Identify each line in the records below that contains the word "full", and copy it.

### Supplied information
+ + + +

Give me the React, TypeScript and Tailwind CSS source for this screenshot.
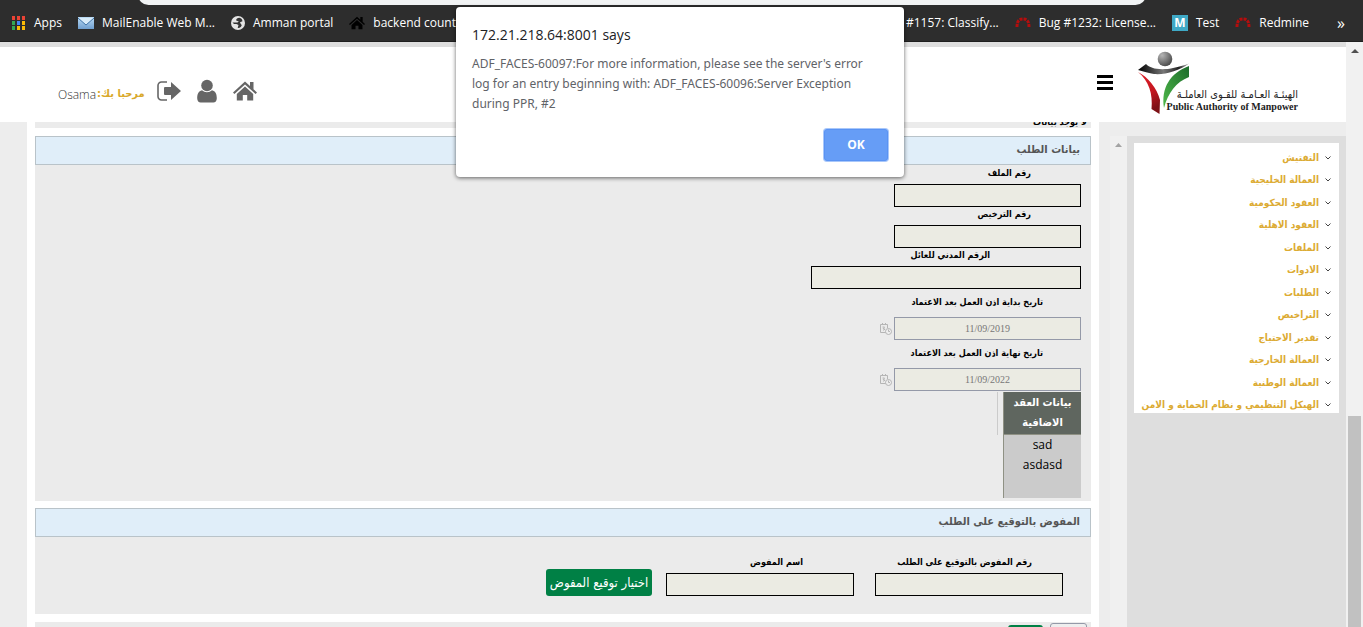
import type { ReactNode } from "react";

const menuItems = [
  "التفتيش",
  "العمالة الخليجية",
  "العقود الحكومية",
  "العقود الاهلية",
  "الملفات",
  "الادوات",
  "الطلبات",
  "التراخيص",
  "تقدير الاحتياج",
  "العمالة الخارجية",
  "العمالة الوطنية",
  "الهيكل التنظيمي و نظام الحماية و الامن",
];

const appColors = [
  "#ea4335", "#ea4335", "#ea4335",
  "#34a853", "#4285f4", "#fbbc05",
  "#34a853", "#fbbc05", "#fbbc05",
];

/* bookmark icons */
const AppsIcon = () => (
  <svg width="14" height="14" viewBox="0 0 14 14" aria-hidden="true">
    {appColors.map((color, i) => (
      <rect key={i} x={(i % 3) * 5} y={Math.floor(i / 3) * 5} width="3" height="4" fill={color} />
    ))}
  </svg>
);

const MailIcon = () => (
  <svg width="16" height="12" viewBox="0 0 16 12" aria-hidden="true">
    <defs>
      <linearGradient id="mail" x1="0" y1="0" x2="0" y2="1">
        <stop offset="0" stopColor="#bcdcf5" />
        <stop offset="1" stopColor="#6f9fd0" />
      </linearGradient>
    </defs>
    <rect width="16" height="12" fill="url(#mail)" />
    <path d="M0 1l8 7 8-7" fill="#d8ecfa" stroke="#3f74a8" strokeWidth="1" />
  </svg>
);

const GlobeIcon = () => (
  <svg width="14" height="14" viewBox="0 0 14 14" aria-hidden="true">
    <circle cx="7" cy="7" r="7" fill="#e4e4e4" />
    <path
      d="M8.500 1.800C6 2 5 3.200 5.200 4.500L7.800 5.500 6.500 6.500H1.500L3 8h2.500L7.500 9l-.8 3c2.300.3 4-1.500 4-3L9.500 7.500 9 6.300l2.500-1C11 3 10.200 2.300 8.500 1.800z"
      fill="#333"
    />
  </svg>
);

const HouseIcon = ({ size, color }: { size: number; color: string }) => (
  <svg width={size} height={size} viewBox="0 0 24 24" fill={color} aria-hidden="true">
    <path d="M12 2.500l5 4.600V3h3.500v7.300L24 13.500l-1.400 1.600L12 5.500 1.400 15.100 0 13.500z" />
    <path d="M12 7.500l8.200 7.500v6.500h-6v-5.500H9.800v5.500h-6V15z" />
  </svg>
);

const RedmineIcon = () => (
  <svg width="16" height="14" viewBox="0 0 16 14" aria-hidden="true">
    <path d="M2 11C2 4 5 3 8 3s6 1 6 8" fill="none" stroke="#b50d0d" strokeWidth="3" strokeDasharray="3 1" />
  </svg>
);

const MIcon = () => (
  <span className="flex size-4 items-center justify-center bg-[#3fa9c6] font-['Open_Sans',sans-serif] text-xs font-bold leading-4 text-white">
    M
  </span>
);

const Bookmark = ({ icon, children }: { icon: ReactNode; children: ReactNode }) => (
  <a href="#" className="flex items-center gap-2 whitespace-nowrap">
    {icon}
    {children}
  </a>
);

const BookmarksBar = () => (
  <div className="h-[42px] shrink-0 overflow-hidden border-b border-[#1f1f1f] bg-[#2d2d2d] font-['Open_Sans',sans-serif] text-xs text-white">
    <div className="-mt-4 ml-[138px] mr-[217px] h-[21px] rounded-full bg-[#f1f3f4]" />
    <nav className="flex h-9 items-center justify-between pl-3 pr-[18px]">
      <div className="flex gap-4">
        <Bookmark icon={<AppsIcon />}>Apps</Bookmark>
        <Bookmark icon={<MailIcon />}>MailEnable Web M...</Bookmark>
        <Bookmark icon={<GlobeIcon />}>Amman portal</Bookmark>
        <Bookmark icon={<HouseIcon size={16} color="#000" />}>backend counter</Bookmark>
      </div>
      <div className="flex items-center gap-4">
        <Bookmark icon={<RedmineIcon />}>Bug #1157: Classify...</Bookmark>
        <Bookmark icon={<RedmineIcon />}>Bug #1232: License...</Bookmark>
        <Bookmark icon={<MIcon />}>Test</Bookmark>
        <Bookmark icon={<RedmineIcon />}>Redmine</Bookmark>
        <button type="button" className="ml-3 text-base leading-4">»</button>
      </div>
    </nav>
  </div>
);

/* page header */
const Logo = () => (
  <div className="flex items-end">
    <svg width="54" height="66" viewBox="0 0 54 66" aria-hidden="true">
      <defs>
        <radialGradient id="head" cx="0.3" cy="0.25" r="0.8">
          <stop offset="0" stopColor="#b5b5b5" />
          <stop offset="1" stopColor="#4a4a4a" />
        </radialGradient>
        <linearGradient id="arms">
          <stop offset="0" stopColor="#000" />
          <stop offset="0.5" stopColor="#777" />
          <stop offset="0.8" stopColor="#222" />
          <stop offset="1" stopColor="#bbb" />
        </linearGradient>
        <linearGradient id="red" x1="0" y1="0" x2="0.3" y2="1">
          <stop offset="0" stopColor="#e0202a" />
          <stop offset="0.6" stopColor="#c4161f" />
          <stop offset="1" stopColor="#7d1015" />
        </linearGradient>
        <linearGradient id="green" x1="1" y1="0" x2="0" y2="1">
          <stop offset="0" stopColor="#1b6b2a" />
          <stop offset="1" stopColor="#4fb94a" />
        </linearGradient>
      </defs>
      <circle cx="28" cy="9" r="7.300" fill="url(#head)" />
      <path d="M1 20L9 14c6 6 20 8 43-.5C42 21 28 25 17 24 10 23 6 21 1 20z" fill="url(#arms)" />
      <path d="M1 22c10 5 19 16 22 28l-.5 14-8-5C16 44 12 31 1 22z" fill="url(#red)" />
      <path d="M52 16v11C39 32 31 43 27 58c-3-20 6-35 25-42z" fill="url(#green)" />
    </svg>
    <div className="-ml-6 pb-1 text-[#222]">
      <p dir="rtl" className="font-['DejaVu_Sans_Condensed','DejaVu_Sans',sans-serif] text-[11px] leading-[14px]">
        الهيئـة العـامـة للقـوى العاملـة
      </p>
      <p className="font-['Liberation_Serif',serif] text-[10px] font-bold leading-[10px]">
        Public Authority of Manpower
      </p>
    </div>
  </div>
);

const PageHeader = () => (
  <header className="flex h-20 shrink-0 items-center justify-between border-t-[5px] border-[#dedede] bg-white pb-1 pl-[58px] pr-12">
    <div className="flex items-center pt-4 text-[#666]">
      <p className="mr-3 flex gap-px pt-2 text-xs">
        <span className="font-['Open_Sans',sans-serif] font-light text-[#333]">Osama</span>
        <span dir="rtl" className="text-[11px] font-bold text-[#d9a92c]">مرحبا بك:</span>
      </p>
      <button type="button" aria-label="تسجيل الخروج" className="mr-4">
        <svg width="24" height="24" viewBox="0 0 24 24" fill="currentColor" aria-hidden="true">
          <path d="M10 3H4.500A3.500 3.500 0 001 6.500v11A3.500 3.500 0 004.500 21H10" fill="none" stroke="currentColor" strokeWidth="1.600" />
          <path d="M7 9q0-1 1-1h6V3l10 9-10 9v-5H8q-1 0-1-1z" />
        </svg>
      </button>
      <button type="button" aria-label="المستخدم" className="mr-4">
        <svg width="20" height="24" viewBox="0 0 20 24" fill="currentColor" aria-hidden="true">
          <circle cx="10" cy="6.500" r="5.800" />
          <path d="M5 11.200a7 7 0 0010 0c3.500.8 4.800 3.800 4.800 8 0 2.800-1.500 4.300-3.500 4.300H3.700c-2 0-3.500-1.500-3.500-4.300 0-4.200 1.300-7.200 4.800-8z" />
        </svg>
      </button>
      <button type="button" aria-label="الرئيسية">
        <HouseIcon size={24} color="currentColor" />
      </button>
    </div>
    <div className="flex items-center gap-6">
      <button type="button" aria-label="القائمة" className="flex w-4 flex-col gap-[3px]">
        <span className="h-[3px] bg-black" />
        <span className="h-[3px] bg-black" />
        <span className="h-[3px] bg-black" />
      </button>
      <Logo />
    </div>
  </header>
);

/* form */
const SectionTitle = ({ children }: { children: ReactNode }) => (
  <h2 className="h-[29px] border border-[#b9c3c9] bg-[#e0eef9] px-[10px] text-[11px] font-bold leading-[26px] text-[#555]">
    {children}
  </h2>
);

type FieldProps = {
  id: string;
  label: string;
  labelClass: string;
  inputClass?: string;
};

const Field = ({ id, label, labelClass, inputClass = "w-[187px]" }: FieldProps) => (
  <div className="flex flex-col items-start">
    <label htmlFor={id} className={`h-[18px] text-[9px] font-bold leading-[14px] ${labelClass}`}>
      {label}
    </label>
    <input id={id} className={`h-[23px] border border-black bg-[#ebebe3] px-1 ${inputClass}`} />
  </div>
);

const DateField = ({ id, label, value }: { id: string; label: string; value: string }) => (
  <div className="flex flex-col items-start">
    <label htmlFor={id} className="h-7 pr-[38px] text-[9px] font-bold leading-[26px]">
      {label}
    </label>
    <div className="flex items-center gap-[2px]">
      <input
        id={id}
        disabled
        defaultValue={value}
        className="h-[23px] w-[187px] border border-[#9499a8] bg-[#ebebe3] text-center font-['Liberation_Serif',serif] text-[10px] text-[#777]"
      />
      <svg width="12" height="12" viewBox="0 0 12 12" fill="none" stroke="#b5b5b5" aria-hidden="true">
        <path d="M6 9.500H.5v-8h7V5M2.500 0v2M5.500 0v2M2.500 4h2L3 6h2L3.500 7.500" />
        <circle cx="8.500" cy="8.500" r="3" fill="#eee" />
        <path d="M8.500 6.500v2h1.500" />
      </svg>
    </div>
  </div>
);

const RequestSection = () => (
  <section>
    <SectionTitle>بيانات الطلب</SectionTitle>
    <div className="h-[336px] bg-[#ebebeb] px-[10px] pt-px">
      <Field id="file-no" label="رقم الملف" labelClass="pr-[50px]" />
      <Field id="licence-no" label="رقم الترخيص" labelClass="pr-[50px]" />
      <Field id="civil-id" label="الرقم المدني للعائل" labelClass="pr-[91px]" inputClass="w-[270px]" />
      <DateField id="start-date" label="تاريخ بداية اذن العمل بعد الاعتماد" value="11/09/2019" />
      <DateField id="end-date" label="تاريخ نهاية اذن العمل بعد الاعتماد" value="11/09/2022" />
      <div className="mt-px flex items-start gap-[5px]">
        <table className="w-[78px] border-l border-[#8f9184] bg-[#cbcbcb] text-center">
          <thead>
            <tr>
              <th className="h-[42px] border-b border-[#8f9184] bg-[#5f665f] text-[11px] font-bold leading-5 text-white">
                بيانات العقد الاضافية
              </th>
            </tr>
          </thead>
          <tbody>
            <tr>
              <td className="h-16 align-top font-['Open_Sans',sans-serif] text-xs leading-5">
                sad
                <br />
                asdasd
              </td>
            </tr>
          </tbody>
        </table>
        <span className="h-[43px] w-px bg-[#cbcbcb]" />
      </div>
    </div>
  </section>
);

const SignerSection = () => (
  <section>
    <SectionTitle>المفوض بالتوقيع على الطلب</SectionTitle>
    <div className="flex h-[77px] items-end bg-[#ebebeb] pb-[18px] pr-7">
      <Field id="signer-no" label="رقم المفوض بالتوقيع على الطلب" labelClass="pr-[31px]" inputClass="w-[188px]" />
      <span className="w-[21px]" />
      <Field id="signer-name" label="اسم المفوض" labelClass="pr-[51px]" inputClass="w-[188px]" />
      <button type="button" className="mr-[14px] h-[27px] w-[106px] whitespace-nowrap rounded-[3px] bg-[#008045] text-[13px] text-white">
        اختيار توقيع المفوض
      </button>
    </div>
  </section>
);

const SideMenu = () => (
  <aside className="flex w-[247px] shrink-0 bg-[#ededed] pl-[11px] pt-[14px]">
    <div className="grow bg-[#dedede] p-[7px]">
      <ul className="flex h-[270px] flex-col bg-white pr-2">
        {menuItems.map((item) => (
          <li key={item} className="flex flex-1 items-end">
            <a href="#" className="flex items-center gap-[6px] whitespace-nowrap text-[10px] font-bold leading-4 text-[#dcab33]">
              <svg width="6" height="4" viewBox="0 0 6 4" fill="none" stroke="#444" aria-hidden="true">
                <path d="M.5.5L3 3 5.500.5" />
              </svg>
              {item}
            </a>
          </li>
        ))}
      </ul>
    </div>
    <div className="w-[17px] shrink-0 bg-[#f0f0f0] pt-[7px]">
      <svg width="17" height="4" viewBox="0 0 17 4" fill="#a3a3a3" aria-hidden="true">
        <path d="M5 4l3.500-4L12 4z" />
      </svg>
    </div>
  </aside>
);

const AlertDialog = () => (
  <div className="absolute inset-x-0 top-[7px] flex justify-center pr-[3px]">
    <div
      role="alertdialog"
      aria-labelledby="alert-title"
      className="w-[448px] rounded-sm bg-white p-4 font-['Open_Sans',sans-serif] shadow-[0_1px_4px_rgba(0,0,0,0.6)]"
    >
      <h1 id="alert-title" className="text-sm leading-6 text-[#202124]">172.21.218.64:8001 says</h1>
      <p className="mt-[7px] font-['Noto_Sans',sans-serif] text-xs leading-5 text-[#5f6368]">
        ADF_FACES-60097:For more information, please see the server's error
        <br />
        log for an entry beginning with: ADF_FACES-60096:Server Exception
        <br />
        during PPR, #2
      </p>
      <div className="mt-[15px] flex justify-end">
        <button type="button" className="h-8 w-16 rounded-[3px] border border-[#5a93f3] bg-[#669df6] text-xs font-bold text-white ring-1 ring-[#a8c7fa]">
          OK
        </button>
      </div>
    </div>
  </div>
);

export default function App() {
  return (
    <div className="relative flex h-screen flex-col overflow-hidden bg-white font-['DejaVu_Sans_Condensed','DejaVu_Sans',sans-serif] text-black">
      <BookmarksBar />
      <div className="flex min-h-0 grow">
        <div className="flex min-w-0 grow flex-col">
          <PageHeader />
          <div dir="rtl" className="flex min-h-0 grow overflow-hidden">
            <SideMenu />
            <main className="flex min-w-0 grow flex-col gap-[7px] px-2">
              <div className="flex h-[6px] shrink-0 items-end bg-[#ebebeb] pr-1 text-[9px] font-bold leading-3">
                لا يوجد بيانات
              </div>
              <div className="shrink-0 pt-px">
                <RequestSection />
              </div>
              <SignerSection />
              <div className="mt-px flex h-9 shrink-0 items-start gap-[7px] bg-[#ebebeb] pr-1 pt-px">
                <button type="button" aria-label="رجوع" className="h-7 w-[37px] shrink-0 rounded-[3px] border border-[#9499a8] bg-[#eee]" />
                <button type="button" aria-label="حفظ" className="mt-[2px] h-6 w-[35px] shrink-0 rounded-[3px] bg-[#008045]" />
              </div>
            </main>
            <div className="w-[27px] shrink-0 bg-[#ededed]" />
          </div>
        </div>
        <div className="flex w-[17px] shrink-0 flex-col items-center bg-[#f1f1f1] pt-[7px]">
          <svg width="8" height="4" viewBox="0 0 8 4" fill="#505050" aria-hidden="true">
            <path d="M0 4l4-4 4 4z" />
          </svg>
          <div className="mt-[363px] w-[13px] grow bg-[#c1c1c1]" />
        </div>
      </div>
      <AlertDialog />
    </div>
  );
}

+ + + +

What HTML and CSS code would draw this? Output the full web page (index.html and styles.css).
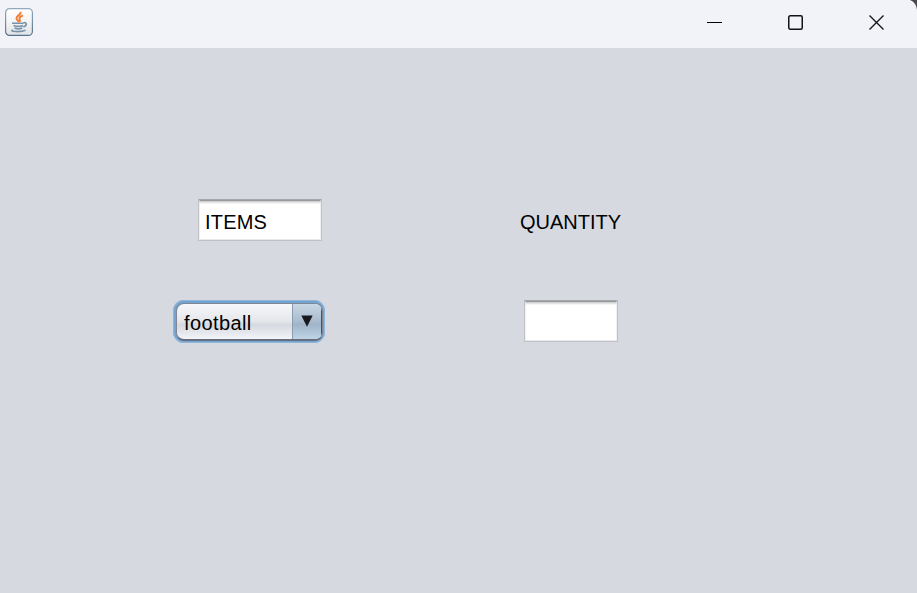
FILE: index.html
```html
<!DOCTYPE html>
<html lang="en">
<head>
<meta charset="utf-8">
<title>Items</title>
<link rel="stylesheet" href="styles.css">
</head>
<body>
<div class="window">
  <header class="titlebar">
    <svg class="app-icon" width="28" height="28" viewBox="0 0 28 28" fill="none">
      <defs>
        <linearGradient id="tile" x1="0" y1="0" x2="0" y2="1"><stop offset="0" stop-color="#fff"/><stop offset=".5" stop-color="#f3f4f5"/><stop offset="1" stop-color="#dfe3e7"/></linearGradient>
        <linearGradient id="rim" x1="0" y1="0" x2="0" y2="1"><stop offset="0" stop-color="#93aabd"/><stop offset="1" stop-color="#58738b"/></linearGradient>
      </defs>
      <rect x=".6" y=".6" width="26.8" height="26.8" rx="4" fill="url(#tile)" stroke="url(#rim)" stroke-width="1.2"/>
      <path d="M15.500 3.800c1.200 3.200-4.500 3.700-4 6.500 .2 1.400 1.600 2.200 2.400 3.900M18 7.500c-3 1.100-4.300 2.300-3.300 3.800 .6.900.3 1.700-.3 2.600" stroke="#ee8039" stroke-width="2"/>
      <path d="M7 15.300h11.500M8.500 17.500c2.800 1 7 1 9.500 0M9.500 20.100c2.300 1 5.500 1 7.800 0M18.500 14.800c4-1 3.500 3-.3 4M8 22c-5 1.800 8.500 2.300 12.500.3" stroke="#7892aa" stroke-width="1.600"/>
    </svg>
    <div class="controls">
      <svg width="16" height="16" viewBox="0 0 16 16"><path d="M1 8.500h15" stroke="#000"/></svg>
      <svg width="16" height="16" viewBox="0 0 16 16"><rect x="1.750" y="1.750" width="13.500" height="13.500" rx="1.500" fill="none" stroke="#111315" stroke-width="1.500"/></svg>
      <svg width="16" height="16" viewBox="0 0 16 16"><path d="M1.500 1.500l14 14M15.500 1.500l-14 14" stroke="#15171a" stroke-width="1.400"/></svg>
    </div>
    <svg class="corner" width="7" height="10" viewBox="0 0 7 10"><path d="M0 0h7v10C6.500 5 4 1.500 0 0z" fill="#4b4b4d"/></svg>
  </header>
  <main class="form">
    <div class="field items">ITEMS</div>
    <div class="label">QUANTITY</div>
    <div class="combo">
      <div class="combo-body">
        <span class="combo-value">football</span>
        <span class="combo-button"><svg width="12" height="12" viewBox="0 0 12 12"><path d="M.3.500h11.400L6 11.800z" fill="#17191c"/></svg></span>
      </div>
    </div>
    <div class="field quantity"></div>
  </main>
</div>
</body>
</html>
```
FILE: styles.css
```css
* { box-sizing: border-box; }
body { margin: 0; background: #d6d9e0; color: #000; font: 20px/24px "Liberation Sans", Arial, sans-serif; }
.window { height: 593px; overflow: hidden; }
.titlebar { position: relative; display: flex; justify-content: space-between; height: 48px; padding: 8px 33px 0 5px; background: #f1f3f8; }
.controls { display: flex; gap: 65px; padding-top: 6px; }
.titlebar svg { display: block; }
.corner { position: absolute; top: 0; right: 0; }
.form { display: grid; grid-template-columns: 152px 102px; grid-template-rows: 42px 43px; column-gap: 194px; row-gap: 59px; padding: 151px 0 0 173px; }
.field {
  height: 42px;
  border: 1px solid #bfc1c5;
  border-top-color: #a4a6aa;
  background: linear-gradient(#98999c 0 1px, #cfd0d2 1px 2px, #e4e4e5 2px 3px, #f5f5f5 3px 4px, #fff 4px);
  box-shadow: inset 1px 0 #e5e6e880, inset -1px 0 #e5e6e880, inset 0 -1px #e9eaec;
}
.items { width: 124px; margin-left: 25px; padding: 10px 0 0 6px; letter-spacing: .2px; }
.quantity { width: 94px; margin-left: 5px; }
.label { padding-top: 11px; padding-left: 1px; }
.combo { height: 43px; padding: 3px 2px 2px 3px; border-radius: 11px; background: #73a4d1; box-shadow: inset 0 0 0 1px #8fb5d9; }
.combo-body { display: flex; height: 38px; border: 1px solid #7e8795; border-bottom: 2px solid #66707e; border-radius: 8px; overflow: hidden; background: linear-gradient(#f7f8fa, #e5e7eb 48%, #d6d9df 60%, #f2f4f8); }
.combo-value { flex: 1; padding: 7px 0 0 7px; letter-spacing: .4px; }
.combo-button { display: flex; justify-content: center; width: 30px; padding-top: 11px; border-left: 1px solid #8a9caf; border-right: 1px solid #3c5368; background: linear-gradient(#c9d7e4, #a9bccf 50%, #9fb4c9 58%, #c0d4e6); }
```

+ + + +

### Solution to the exercise
    <div className="-mt-4 ml-[138px] mr-[217px] h-[21px] rounded-full bg-[#f1f3f4]" />
What HTML and CSS code would draw this? Output the full web page (index.html and styles.css).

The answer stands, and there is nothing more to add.